Yeah, I noticed. Not to go off-topic here, but the new AppleTV leaves a lot to be desired.....
Yeah, I noticed. Not to go off-topic here, but the new AppleTV leaves a lot to be desired.....
I have to agree, my older AppleTV is working just fine, this new one is just a bit step backwards with less storage, but same technology.
Congratulations, professor! You won the lottery for an incredibly obvious and typical application of the database sort command.
Which will be one of the reasons for it being overturned.
Be a lot cheaper in the long run.
Congratulations, professor! You won the lottery...
Why? The professor is not part of the lawsuit.
Yeah - on the face of it this sounds ridiculous. I wonder if there is a patent of stacking physical object on top of one another (cards., documents, whatever)?
There's a society devoted specifically to that...
http://www.youtube.com/watch?v=1f-kfRREA8M
So much money for something that isn't even owned by the creator now (the professor) and bearing a passing resemblance to something that Apple picked up from a guy who made it back in 2000 (coverflow).
Made in 2005 and Apple purchased in 2006.
There's a society devoted specifically to that...
http://www.youtube.com/watch?v=1f-kfRREA8M
DOH!!
(That's one very funny video)
Second, Judge Davis is not some former small-town lawyer but has a BS in mathematics and an MS in IT Management, and worked as a computer programmer and systems analyst before going to law school. He was a highly respected judge in the Texas state court system and practiced in Dallas. Anyone who knows anything about IT knows that the north Dallas suburbs of Plano, Frisco, etc. have a ton of high-tech companies (i.e. Fujitsu's US headquarters).

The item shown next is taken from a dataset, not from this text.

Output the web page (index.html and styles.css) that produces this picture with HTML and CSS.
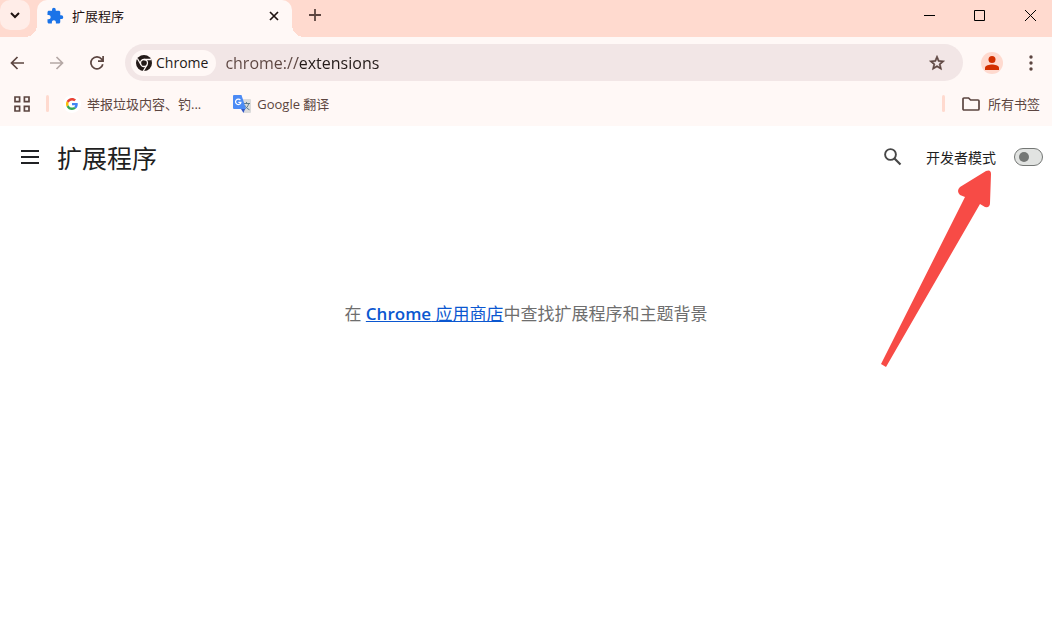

This is why a massive number of IP / patent lawsuits are filed in the ED Tex. It has judges with deep technical skills, hires the top law school graduates (all with technical degrees and experience, some even with Ph.D.s) as clerks, and has a streamlined process whereby the cases can get heard much sooner than in other districts. (3-5 years is common in other districts; this was two years start to finish.)
Furthermore, it is completely misleading to say that this district is biased towards the holders of patents. It absolutely is not. Many claims get transferred there and licensing agreement sometimes stipulate to jurisdiction there precisely because it's not a bunch of yokels. Defendant firms like Tyler and Sherman (the other division of ED Tex) because of the sophistication of the judges and the speed in getting disputes resolved.
Right or wrong, $600m+ is the verdict. Patent law requires damages be set in reference to the money obtained by the infringer, in this case Apple. Having decided that Apple infringed the patent, the jury then listened to evidence on how profitable iTunes has been for Apple and set damages accordingly. Again, this is not some runaway, jackpot judgment and it happens all the time in IP litigation.
There is a stunning amount of ignorance in these posts about what IP law is and how it works. First off, the article itself is misleading in several places as it references a "Tyler County Court." Which is not true -- this lawsuit was filed in the United States District Court, Eastern District of Texas, Tyler Division. In other words, this is not a podunk in-bred local court with some yokel for the judge. This judge was appointed by the President of the United States and confirmed by the US Senate. This is a very big deal.
Second, Judge Davis is not some former small-town lawyer but has a BS in mathematics and an MS in IT Management, and worked as a computer programmer and systems analyst before going to law school. He was a highly respected judge in the Texas state court system and practiced in Dallas. Anyone who knows anything about IT knows that the north Dallas suburbs of Plano, Frisco, etc. have a ton of high-tech companies (i.e. Fujitsu's US headquarters).
This is why a massive number of IP / patent lawsuits are filed in the ED Tex. It has judges with deep technical skills, hires the top law school graduates (all with technical degrees and experience, some even with Ph.D.s) as clerks, and has a streamlined process whereby the cases can get heard much sooner than in other districts. (3-5 years is common in other districts; this was two years start to finish.)
Furthermore, it is completely misleading to say that this district is biased towards the holders of patents. It absolutely is not. Many claims get transferred there and licensing agreement sometimes stipulate to jurisdiction there precisely because it's not a bunch of yokels. Defendant firms like Tyler and Sherman (the other division of ED Tex) because of the sophistication of the judges and the speed in getting disputes resolved.
Right or wrong, $600m+ is the verdict. Patent law requires damages be set in reference to the money obtained by the infringer, in this case Apple. Having decided that Apple infringed the patent, the jury then listened to evidence on how profitable iTunes has been for Apple and set damages accordingly. Again, this is not some runaway, jackpot judgment and it happens all the time in IP litigation.
I disagree, the Tyler court has a consistent track record of finding in favour of patent holders.
This is most likely due to the demographics of the jury, rather than the credentials of the judge and lawyers.
In one trial, they'll award $100,000 and in another similar trial, a different jury could award $20,000,000.
Is awarding the 600+ million an indication that the court figures Apple benefited that much by using the coverflow interface, or is it simply a harsh penalty to punish Apple so they double check everything so they don't use patented items in the futre?
All in all, a ridiculous amount of money.
It's hard to fathom how much money is consumed by the system of patents in the states (lawyers, courts, settlements, etc.).
Is it like this in any other countries???